La peine marque désormais son visage, et brise davantage mon cœur fissuré.

— J'ai besoin d'oublier, tu comprends ? Des raisons d'avoir mal j'en ai des tonnes, mais j'en ai ma claque de subir pour les autres, pour ma sœur, pour ma mère et pour toute la merde qui rôde dans mon esprit malade. Je veux juste me défaire de tout ça, soupiré-je en baissant la tête pour ne plus supporter son regard. Ça me fait du bien, Marx, ça me donne la sensation d'avoir le contrôle, tu vois ? Me blesser permet de mettre de l'ordre dans mon chaos, j'ai besoin de ça pour ressentir autre chose que les sentiments indésirables qui me tiraillent tout le temps. Intérieurement, je suis mort, Will, je ne ressens que de la colère et de la tristesse. La douleur m'aide à ne pas me perdre dans une de ces émotions durant trop longtemps.

Son regard me brûle la peau, pourtant je maintiens mon visage baissé. Lui avouer tout ce que je garde si secret depuis tout ce temps m'a épuisé. Je me sens mal, honteux de n'être qu'une personne malade qui n'a aucun contrôle sur elle-même.

Un long silence s'installe alors que je peine à retenir les larmes qui apparaissent sous mes paupières closes. Je suis éreinté d'être un mec qui déraille constamment, fatigué de cette vie que je ne supporte plus.

Un sursaut me secoue quand Will effleure ma peau. Sa main se referme autour de mon poignet et je me laisse faire lorsqu'il relève doucement la manche de mon manteau. Ses doigts passent lentement sur mes plaies boursouflées. Je serre les dents pour faire taire ma douleur. J'ignore si c'est l'effet de la souffrance ou simplement son contact, mais mon rythme cardiaque s'apaise.

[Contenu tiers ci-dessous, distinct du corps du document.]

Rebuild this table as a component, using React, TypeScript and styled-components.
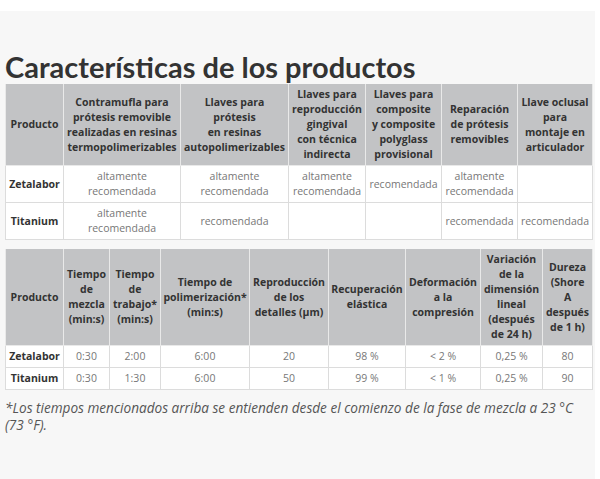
import { Fragment } from "react";
import styled, { createGlobalStyle } from "styled-components";

const GlobalStyle = createGlobalStyle`
  html, body {
    margin: 0;
    padding: 0;
    background: #ffffff;
  }
`;

const Page = styled.div({
  paddingTop: 11,
  width: 595,
  height: 468,
});

const Panel = styled.section({
  background: "#f7f7f7",
  height: "100%",
  padding: "0 8px 0 5px",
  boxSizing: "border-box",
  overflow: "hidden",
});

const Title = styled.h1({
  margin: 0,
  paddingTop: 38,
  fontFamily: "Lato, 'Open Sans', sans-serif",
  fontWeight: 700,
  fontSize: 29,
  lineHeight: "35px",
  color: "#333333",
});

const Table = styled.table<{ $gap?: number }>(({ $gap = 0 }) => ({
  width: "100%",
  tableLayout: "fixed",
  borderCollapse: "collapse",
  marginTop: $gap,
  fontFamily: "'Open Sans', sans-serif",
  fontSize: 10.5,
  lineHeight: "15px",
}));

const HeadCell = styled.th({
  background: "#c2c3c5",
  color: "#333333",
  fontWeight: 700,
  textAlign: "center",
  verticalAlign: "middle",
  padding: "3px 2px",
  border: "1px solid #e9e9e9",
  borderTop: "none",
});

const Cell = styled.td<{ $product?: boolean }>(({ $product }) => ({
  background: "#ffffff",
  color: $product ? "#333333" : "#777777",
  fontWeight: $product ? 700 : 400,
  textAlign: "center",
  verticalAlign: "middle",
  padding: "3px 2px",
  border: "1px solid #dcdcdc",
}));

const Note = styled.p({
  margin: "9px 0 0",
  fontFamily: "'Open Sans', sans-serif",
  fontStyle: "italic",
  fontSize: 13.6,
  lineHeight: "17px",
  color: "#555555",
});

const lines = (text: string) =>
  text.split("\n").map((part, i) => (
    <Fragment key={i}>
      {i > 0 && <br />}
      {part}
    </Fragment>
  ));

const usage = {
  widths: [58, 117, 108, 77, 76, 76, 75],
  head: [
    "Producto",
    "Contramufla para\nprótesis removible\nrealizadas en resinas\ntermopolimerizables",
    "Llaves para\nprótesis\nen resinas\nautopolimerizables",
    "Llaves para\nreproducción\ngingival\ncon técnica\nindirecta",
    "Llaves para\ncomposite\ny composite\npolyglass\nprovisional",
    "Reparación\nde prótesis\nremovibles",
    "Llave oclusal\npara\nmontaje en\narticulador",
  ],
  rows: [
    [
      "Zetalabor",
      "altamente\nrecomendada",
      "altamente\nrecomendada",
      "altamente\nrecomendada",
      "recomendada",
      "altamente\nrecomendada",
      "",
    ],
    [
      "Titanium",
      "altamente\nrecomendada",
      "recomendada",
      "",
      "",
      "recomendada",
      "recomendada",
    ],
  ],
};

const specs = {
  widths: [58, 46, 51, 89, 79, 77, 75, 62, 50],
  head: [
    "Producto",
    "Tiempo\nde\nmezcla\n(min:s)",
    "Tiempo\nde\ntrabajo*\n(min:s)",
    "Tiempo de\npolimerización*\n(min:s)",
    "Reproducción\nde los\ndetalles (µm)",
    "Recuperación\nelástica",
    "Deformación\na la\ncompresión",
    "Variación\nde la\ndimensión\nlineal\n(después\nde 24 h)",
    "Dureza\n(Shore\nA\ndespués\nde 1 h)",
  ],
  rows: [
    ["Zetalabor", "0:30", "2:00", "6:00", "20", "98 %", "< 2 %", "0,25 %", "80"],
    ["Titanium", "0:30", "1:30", "6:00", "50", "99 %", "< 1 %", "0,25 %", "90"],
  ],
};

type Data = { widths: number[]; head: string[]; rows: string[][] };

function DataTable({ data, gap }: { data: Data; gap?: number }) {
  return (
    <Table $gap={gap}>
      <colgroup>
        {data.widths.map((w, i) => (
          <col key={i} style={{ width: w }} />
        ))}
      </colgroup>
      <thead>
        <tr>
          {data.head.map((h, i) => (
            <HeadCell key={i}>{lines(h)}</HeadCell>
          ))}
        </tr>
      </thead>
      <tbody>
        {data.rows.map((row, r) => (
          <tr key={r}>
            {row.map((c, i) => (
              <Cell key={i} $product={i === 0}>
                {lines(c)}
              </Cell>
            ))}
          </tr>
        ))}
      </tbody>
    </Table>
  );
}

export default function App() {
  return (
    <>
      <GlobalStyle />
      <Page>
        <Panel>
          <Title>Características de los productos</Title>
          <DataTable data={usage} />
          <DataTable data={specs} gap={9} />
          <Note>
            *Los tiempos mencionados arriba se entienden desde el comienzo de la
            fase de mezcla a 23 °C (73&nbsp;°F).
          </Note>
        </Panel>
      </Page>
    </>
  );
}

— Depuis quand sont-elles là celles-ci ?

— La veille de partir pour la rencontre, réponds-je en fixant ses doigts sur mon poignet.

Ses ongles se plantent brusquement dans ma peau, là où elle est indemne.

— Aïe ! Putain, t'es con.

Je retire mon bras rapidement et le fusille du regard alors qu'il sourit sournoisement.

— Tu as dit que tu voulais ressentir des choses, ça marche visiblement.

— Va te faire foutre, grincé-je en frottant ma peau marquée. Ce n'est pas ce que j'attendais.

— Que veux-tu ?

— Que t'arrêtes de me prendre la tête.

— Je m'attendais à une autre réponse.

— Les autres ne te plaisent pas.

— Je préfère te pincer que te cogner, dit-il en haussant les épaules.

— Et tu optes pour quelle solution pour ce qui est de m'embrasser ?

— Marcher et t'ignorer.

Il se relève, me tourne le dos et se met à avancer en levant la tête d'une façon insupportable.

— C'est de la merde cette option, craché-je.

Je me redresse à mon tour, traîne des pieds en suivant Marx qui ne fait de nouveau plus attention à moi. Pour ça il est doué, c'est un point que nous avons en commun. Fraise s'est bien trop éloigné, je ne le vois plus dans les parages et j'avoue que ça m'inquiète. Bien qu'il me fasse encore un peu peur, je préfère quand il est près de nous et qu'il surveille nos arrières.